[BEGIN Extracted entries]
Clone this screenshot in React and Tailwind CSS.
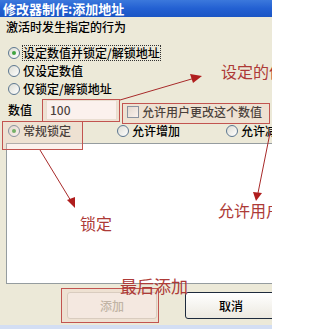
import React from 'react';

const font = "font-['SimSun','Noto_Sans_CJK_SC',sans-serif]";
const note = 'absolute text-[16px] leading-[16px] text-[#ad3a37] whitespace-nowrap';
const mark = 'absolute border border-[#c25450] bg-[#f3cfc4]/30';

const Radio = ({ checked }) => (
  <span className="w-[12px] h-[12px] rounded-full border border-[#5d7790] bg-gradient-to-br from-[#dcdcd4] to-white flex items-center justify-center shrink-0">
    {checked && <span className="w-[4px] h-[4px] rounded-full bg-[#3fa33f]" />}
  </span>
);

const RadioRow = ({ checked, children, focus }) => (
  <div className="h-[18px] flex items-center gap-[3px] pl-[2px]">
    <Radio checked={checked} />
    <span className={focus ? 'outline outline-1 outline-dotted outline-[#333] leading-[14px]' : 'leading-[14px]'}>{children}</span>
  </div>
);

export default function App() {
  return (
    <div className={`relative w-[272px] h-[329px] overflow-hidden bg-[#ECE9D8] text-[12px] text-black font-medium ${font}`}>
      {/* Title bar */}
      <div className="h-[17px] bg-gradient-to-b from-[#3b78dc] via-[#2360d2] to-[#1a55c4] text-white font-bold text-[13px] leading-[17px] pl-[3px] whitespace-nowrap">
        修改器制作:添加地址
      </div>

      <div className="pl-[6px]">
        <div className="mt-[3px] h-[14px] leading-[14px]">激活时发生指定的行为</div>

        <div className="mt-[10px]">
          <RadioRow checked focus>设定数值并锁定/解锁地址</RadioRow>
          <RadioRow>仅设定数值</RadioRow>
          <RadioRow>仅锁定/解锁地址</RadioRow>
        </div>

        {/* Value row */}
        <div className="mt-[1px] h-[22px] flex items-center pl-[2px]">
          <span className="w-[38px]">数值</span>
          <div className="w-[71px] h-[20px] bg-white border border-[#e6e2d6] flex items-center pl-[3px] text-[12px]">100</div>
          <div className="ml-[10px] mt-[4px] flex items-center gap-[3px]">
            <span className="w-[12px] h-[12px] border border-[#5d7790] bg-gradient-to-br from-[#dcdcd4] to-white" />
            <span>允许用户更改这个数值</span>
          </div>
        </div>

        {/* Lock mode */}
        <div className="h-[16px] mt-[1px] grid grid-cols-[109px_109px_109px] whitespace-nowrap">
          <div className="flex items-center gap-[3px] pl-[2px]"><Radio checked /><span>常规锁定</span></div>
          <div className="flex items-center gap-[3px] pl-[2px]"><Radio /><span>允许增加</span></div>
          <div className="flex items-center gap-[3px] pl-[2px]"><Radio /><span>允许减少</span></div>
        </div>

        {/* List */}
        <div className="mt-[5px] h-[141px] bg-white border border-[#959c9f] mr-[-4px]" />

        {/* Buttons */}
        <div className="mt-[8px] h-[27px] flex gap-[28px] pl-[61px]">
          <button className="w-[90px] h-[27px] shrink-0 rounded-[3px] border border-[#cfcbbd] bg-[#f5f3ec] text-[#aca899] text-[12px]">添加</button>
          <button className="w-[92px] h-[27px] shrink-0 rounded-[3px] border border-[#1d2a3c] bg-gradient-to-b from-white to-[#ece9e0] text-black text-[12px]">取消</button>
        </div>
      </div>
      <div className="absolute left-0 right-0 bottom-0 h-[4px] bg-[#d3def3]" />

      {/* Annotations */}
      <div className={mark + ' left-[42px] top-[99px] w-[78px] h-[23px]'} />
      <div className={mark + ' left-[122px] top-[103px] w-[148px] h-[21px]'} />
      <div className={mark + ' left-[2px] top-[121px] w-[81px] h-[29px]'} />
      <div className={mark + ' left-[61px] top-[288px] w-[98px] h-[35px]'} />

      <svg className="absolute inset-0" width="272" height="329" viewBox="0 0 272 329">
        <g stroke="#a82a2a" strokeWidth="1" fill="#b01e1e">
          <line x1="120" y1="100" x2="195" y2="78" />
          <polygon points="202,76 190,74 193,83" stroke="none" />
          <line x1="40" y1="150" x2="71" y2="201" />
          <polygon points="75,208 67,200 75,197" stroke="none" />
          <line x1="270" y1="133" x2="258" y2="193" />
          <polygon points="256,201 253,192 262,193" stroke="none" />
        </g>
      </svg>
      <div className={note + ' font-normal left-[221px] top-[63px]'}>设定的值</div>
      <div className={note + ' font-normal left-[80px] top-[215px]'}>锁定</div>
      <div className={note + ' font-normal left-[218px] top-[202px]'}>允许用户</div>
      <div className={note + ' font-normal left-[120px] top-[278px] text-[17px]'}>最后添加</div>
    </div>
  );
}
[END Extracted entries]
[BEGIN Extracted entries]
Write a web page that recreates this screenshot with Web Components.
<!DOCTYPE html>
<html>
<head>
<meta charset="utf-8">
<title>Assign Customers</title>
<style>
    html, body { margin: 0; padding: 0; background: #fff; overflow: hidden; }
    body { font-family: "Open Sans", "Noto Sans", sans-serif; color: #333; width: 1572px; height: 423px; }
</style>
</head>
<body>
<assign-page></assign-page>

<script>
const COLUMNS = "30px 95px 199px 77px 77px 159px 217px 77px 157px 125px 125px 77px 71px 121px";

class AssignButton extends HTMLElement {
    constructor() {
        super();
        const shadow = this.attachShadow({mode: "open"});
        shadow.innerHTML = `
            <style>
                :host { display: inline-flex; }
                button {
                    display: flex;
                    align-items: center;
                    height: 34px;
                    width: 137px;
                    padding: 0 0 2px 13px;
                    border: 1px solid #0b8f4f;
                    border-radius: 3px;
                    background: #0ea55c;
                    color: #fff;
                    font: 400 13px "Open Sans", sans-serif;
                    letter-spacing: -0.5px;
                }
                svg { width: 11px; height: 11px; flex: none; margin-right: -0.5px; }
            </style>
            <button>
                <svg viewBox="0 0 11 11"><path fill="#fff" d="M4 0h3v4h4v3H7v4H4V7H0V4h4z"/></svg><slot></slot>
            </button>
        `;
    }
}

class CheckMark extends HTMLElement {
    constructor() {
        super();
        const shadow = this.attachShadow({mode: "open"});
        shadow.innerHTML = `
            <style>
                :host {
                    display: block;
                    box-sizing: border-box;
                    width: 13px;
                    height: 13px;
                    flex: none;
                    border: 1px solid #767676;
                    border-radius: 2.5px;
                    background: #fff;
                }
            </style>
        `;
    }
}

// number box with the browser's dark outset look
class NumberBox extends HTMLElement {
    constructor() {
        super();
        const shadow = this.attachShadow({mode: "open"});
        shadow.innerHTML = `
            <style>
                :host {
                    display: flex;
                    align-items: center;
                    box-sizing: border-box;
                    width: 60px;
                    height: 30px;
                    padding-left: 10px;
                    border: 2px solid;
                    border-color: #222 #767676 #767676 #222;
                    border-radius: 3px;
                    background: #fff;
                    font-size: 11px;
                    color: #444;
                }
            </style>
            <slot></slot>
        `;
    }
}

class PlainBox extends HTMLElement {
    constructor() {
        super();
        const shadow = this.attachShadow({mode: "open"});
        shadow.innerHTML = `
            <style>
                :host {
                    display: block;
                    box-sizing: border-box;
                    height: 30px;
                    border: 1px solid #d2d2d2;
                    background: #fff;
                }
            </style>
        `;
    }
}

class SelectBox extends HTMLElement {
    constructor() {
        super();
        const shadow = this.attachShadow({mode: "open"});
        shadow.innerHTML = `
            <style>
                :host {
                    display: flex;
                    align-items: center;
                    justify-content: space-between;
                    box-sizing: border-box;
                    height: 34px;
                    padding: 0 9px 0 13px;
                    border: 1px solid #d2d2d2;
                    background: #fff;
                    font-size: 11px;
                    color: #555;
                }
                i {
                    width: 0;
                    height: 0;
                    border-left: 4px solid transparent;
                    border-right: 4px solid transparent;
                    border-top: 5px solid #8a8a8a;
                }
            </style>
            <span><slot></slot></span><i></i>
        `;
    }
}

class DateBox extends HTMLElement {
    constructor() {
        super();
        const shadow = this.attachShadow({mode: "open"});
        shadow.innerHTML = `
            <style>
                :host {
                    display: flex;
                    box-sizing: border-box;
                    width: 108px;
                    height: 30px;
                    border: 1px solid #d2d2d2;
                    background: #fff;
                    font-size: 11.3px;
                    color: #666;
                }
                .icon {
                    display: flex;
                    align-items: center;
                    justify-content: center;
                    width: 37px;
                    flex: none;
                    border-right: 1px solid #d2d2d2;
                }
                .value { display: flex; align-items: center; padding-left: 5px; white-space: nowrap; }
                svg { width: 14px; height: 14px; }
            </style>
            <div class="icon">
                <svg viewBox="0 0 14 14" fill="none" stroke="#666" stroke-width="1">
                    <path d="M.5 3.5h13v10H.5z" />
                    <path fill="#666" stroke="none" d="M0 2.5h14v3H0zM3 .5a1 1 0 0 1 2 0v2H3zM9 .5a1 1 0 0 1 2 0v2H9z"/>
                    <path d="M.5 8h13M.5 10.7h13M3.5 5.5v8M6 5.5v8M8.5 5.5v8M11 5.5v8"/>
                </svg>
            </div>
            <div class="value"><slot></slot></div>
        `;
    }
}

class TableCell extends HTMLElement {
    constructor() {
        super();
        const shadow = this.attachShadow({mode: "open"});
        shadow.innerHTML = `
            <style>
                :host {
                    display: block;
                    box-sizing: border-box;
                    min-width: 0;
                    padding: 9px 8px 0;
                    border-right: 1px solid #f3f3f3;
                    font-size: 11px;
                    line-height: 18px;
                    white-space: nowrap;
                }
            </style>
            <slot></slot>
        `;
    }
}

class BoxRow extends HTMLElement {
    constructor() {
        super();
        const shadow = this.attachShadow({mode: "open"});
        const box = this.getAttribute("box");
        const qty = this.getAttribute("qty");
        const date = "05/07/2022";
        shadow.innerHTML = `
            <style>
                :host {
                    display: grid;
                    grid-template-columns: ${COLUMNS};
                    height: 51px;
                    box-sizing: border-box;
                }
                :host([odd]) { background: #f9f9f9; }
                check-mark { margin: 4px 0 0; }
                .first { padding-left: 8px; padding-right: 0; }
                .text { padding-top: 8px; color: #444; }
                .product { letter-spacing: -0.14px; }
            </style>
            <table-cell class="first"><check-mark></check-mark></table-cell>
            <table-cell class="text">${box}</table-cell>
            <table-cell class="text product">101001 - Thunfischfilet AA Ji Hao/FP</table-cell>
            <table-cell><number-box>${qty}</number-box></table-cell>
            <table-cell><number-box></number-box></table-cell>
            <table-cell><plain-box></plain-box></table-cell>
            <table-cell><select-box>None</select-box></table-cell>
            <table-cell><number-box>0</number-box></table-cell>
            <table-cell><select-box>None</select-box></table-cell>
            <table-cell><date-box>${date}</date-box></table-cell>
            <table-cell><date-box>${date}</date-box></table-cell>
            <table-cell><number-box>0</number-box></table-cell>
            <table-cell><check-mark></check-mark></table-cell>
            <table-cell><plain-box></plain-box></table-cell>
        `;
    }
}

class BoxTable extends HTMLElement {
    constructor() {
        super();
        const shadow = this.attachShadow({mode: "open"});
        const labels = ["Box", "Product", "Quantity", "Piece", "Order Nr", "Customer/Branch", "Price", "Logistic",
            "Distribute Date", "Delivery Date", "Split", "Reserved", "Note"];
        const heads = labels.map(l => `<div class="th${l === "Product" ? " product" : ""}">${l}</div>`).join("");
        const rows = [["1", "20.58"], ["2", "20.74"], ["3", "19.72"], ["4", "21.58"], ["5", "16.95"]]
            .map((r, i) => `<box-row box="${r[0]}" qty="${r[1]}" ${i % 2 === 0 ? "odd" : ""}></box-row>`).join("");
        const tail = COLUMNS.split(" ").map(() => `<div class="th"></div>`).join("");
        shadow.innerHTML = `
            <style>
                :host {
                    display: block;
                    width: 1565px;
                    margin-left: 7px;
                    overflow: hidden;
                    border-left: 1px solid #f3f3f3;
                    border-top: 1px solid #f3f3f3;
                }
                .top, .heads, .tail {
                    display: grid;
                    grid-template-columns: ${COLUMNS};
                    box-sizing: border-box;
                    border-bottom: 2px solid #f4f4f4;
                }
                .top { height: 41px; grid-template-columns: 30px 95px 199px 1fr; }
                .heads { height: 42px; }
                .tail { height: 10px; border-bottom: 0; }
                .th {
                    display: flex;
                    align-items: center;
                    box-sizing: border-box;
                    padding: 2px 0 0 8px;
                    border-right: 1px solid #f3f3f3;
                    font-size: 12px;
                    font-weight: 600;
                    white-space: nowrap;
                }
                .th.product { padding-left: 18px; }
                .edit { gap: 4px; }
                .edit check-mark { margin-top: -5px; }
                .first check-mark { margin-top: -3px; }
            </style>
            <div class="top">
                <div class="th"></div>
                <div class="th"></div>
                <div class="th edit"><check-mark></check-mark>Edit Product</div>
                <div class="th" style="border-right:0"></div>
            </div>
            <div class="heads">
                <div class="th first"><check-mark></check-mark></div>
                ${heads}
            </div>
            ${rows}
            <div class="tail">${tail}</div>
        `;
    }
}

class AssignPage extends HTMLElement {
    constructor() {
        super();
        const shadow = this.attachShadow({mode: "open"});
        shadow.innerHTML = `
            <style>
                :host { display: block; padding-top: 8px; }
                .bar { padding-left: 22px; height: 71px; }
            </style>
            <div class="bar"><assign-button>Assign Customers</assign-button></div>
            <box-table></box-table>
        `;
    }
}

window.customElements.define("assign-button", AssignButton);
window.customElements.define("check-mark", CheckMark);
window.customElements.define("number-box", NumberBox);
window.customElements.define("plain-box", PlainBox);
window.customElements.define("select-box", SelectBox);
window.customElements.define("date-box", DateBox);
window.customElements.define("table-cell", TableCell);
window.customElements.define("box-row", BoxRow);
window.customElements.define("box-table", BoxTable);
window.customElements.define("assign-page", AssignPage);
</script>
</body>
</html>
[END Extracted entries]
> Prompt:
Take the line that contains "Write a web", the line that contains "95px 199px 77px", and all lines between, and give them again exactly; include no other line.

> The solution:
Write a web page that recreates this screenshot with Web Components.
<!DOCTYPE html>
<html>
<head>
<meta charset="utf-8">
<title>Assign Customers</title>
<style>
    html, body { margin: 0; padding: 0; background: #fff; overflow: hidden; }
    body { font-family: "Open Sans", "Noto Sans", sans-serif; color: #333; width: 1572px; height: 423px; }
</style>
</head>
<body>
<assign-page></assign-page>

<script>
const COLUMNS = "30px 95px 199px 77px 77px 159px 217px 77px 157px 125px 125px 77px 71px 121px";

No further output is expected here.